> [TASK DESCRIPTION] Quote the whole listing word for word. Do not include the pictures.

> [SOURCE EXCERPT]

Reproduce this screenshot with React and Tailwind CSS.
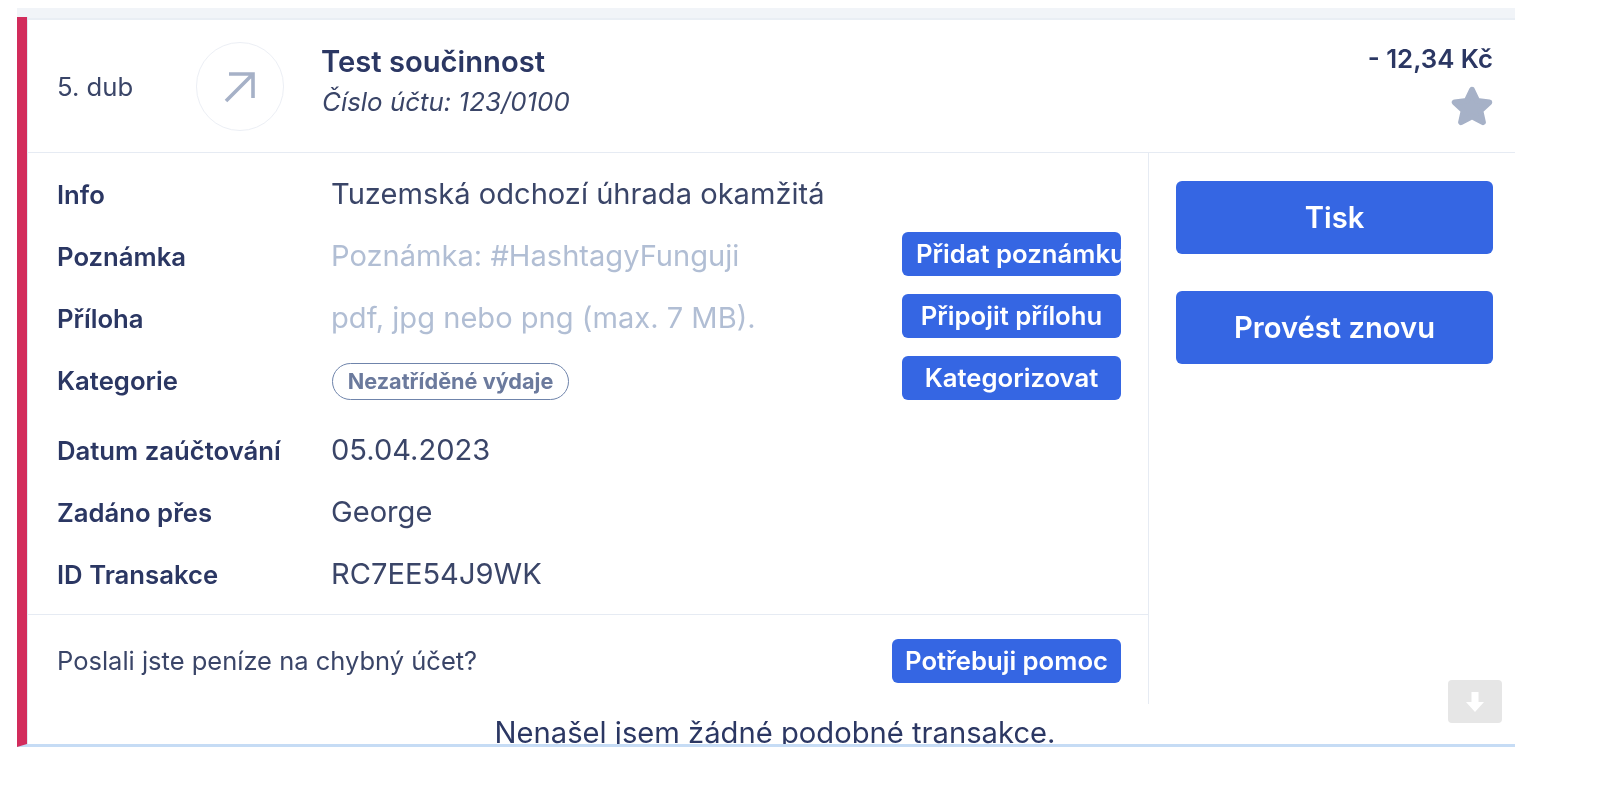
const LABEL = 'mb-[2px] w-[274px] shrink-0 text-[25.7px] font-semibold text-[#2b3763]';
const VALUE = 'mb-[4px] block text-[29.1px] text-[#3a4568]';
const PLACEHOLDER = 'mb-[4px] block text-[29.1px] text-[#b1bed4]';
const SMALL_BTN = 'mb-[8px] h-11 w-[219px] shrink-0 overflow-hidden whitespace-nowrap rounded-md bg-[#3566e3] text-[25.7px] font-semibold text-white';
const BIG_BTN = 'h-[73px] w-full rounded-md bg-[#3566e3] text-[29.2px] font-semibold text-white';

function Row({ label, className = '', children, action }) {
  return (
    <div className={`flex h-[62px] items-center ${className}`}>
      <div className={LABEL}>{label}</div>
      <div className="min-w-0 flex-1">{children}</div>
      {action}
    </div>
  );
}

function ArrowIcon() {
  return (
    <svg viewBox="0 0 32 32" className="h-8 w-8" fill="none" stroke="#a6b1c7" strokeWidth="3.6">
      <path d="M2 30 L29 3 M5 3 H29 V27" />
    </svg>
  );
}

function StarIcon() {
  return (
    <svg viewBox="0 0 40 38" className="h-[40px] w-[42px]" fill="#a6b1c7" stroke="#a6b1c7" strokeWidth="5.5" strokeLinejoin="round">
      <path d="M20 3.5 L25 14 L36.5 15.5 L28 23.5 L30.5 34.5 L20 29 L9.5 34.5 L12 23.5 L3.5 15.5 L15 14 Z" />
    </svg>
  );
}

export default function App() {
  return (
    <div className="h-[787px] overflow-hidden bg-white pl-[17px] pt-2 font-['Inter',sans-serif] blur-[0.4px]">
      <div className="w-[1498px]">
        <div className="h-3 border-b-2 border-[#e9eef4] bg-[#f1f4f8]" />
        <div className="relative -mt-[3px] h-[730px] overflow-hidden border-b-[3px] border-l-[10px] border-b-[#c6dcf5] border-l-[#d22c5c] pt-[3px] shadow-[inset_1px_0_0_#e4e7f1]">
          <div className="flex h-[133px] items-center border-b border-[#e6ebf3] pl-[30px] pr-[22px]">
            <div className="mt-[3px] w-[139px] text-[25.7px] text-[#3a4568]">5. dub</div>
            <div className="mt-px flex h-[89px] w-[88px] items-center justify-center rounded-full border border-[#eceff5]">
              <ArrowIcon />
            </div>
            <div className="mb-[9px] ml-[38px] flex-1">
              <div className="-ml-px text-[29.2px] leading-[38px] font-semibold text-[#2b3763]">Test součinnost</div>
              <div className="mt-[2px] text-[25.9px] leading-[38px] italic text-[#3a4568]">Číslo účtu: 123/0100</div>
            </div>
            <div className="mb-[5px] flex flex-col items-end">
              <div className="text-[25.8px] leading-[34px] font-semibold text-[#2b3763]">- 12,34 Kč</div>
              <div className="mt-[10px]"><StarIcon /></div>
            </div>
          </div>

          <div className="flex h-[551px]">
            <div className="w-[1122px] shrink-0 border-r border-[#e6ebf3]">
              <div className="h-[462px] border-b border-[#e6ebf3] pl-[30px] pr-[27px] pt-3">
                <Row label="Info"><span className={VALUE}>Tuzemská odchozí úhrada okamžitá</span></Row>
                <Row label="Poznámka" action={<button className={`${SMALL_BTN} px-[14px] text-left`}>Přidat poznámku</button>}>
                  <span className={PLACEHOLDER}>Poznámka: #HashtagyFunguji</span>
                </Row>
                <Row label="Příloha" action={<button className={SMALL_BTN}>Připojit přílohu</button>}>
                  <span className={PLACEHOLDER}>pdf, jpg nebo png (max. 7 MB).</span>
                </Row>
                <Row label="Kategorie" action={<button className={SMALL_BTN}>Kategorizovat</button>}>
                  <span className="mb-[2px] ml-px flex h-[37px] w-[237px] items-center justify-center rounded-full border-[1.5px] border-[#6f84ab] text-[21.7px] font-bold text-[#6b7a9d]">Nezatříděné výdaje</span>
                </Row>
                <Row label="Datum zaúčtování" className="mt-2"><span className={VALUE}>05.04.2023</span></Row>
                <Row label="Zadáno přes"><span className={VALUE}>George</span></Row>
                <Row label="ID Transakce"><span className={VALUE}>RC7EE54J9WK</span></Row>
              </div>
              <div className="flex h-[89px] items-start justify-between pl-[30px] pr-[27px] pt-6">
                <span className="text-[25.5px] leading-[44px] text-[#3a4568]">Poslali jste peníze na chybný účet?</span>
                <button className="h-11 w-[229px] rounded-md bg-[#3566e3] text-[25.7px] font-semibold text-white">Potřebuji pomoc</button>
              </div>
            </div>
            <div className="flex flex-1 flex-col gap-[37px] pl-[27px] pr-[22px] pt-[28px]">
              <button className={BIG_BTN}>Tisk</button>
              <button className={BIG_BTN}>Provést znovu</button>
            </div>
          </div>

          <div className="mt-[9px] pl-2 text-center text-[29.2px] leading-[40px] text-[#2b3763]">Nenašel jsem žádné podobné transakce.</div>

          <div className="absolute left-[1421px] top-[663px] flex h-[43px] w-[54px] items-center justify-center rounded bg-[#e6e6e6]">
            <svg viewBox="0 0 18 20" className="h-5 w-[18px]" fill="white">
              <path d="M5.5 0 H12.5 V10 H18 L9 20 L0 10 H5.5 Z" />
            </svg>
          </div>
        </div>
      </div>
    </div>
  );
}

> [RESPONSE TO THIS TASK]
Reproduce this screenshot with React and Tailwind CSS.
const LABEL = 'mb-[2px] w-[274px] shrink-0 text-[25.7px] font-semibold text-[#2b3763]';
const VALUE = 'mb-[4px] block text-[29.1px] text-[#3a4568]';
const PLACEHOLDER = 'mb-[4px] block text-[29.1px] text-[#b1bed4]';
const SMALL_BTN = 'mb-[8px] h-11 w-[219px] shrink-0 overflow-hidden whitespace-nowrap rounded-md bg-[#3566e3] text-[25.7px] font-semibold text-white';
const BIG_BTN = 'h-[73px] w-full rounded-md bg-[#3566e3] text-[29.2px] font-semibold text-white';

function Row({ label, className = '', children, action }) {
  return (
    <div className={`flex h-[62px] items-center ${className}`}>
      <div className={LABEL}>{label}</div>
      <div className="min-w-0 flex-1">{children}</div>
      {action}
    </div>
  );
}

function ArrowIcon() {
  return (
    <svg viewBox="0 0 32 32" className="h-8 w-8" fill="none" stroke="#a6b1c7" strokeWidth="3.6">
      <path d="M2 30 L29 3 M5 3 H29 V27" />
    </svg>
  );
}

function StarIcon() {
  return (
    <svg viewBox="0 0 40 38" className="h-[40px] w-[42px]" fill="#a6b1c7" stroke="#a6b1c7" strokeWidth="5.5" strokeLinejoin="round">
      <path d="M20 3.5 L25 14 L36.5 15.5 L28 23.5 L30.5 34.5 L20 29 L9.5 34.5 L12 23.5 L3.5 15.5 L15 14 Z" />
    </svg>
  );
}

export default function App() {
  return (
    <div className="h-[787px] overflow-hidden bg-white pl-[17px] pt-2 font-['Inter',sans-serif] blur-[0.4px]">
      <div className="w-[1498px]">
        <div className="h-3 border-b-2 border-[#e9eef4] bg-[#f1f4f8]" />
        <div className="relative -mt-[3px] h-[730px] overflow-hidden border-b-[3px] border-l-[10px] border-b-[#c6dcf5] border-l-[#d22c5c] pt-[3px] shadow-[inset_1px_0_0_#e4e7f1]">
          <div className="flex h-[133px] items-center border-b border-[#e6ebf3] pl-[30px] pr-[22px]">
            <div className="mt-[3px] w-[139px] text-[25.7px] text-[#3a4568]">5. dub</div>
            <div className="mt-px flex h-[89px] w-[88px] items-center justify-center rounded-full border border-[#eceff5]">
              <ArrowIcon />
            </div>
            <div className="mb-[9px] ml-[38px] flex-1">
              <div className="-ml-px text-[29.2px] leading-[38px] font-semibold text-[#2b3763]">Test součinnost</div>
              <div className="mt-[2px] text-[25.9px] leading-[38px] italic text-[#3a4568]">Číslo účtu: 123/0100</div>
            </div>
            <div className="mb-[5px] flex flex-col items-end">
              <div className="text-[25.8px] leading-[34px] font-semibold text-[#2b3763]">- 12,34 Kč</div>
              <div className="mt-[10px]"><StarIcon /></div>
            </div>
          </div>

          <div className="flex h-[551px]">
            <div className="w-[1122px] shrink-0 border-r border-[#e6ebf3]">
              <div className="h-[462px] border-b border-[#e6ebf3] pl-[30px] pr-[27px] pt-3">
                <Row label="Info"><span className={VALUE}>Tuzemská odchozí úhrada okamžitá</span></Row>
                <Row label="Poznámka" action={<button className={`${SMALL_BTN} px-[14px] text-left`}>Přidat poznámku</button>}>
                  <span className={PLACEHOLDER}>Poznámka: #HashtagyFunguji</span>
                </Row>
                <Row label="Příloha" action={<button className={SMALL_BTN}>Připojit přílohu</button>}>
                  <span className={PLACEHOLDER}>pdf, jpg nebo png (max. 7 MB).</span>
                </Row>
                <Row label="Kategorie" action={<button className={SMALL_BTN}>Kategorizovat</button>}>
                  <span className="mb-[2px] ml-px flex h-[37px] w-[237px] items-center justify-center rounded-full border-[1.5px] border-[#6f84ab] text-[21.7px] font-bold text-[#6b7a9d]">Nezatříděné výdaje</span>
                </Row>
                <Row label="Datum zaúčtování" className="mt-2"><span className={VALUE}>05.04.2023</span></Row>
                <Row label="Zadáno přes"><span className={VALUE}>George</span></Row>
                <Row label="ID Transakce"><span className={VALUE}>RC7EE54J9WK</span></Row>
              </div>
              <div className="flex h-[89px] items-start justify-between pl-[30px] pr-[27px] pt-6">
                <span className="text-[25.5px] leading-[44px] text-[#3a4568]">Poslali jste peníze na chybný účet?</span>
                <button className="h-11 w-[229px] rounded-md bg-[#3566e3] text-[25.7px] font-semibold text-white">Potřebuji pomoc</button>
              </div>
            </div>
            <div className="flex flex-1 flex-col gap-[37px] pl-[27px] pr-[22px] pt-[28px]">
              <button className={BIG_BTN}>Tisk</button>
              <button className={BIG_BTN}>Provést znovu</button>
            </div>
          </div>

          <div className="mt-[9px] pl-2 text-center text-[29.2px] leading-[40px] text-[#2b3763]">Nenašel jsem žádné podobné transakce.</div>

          <div className="absolute left-[1421px] top-[663px] flex h-[43px] w-[54px] items-center justify-center rounded bg-[#e6e6e6]">
            <svg viewBox="0 0 18 20" className="h-5 w-[18px]" fill="white">
              <path d="M5.5 0 H12.5 V10 H18 L9 20 L0 10 H5.5 Z" />
            </svg>
          </div>
        </div>
      </div>
    </div>
  );
}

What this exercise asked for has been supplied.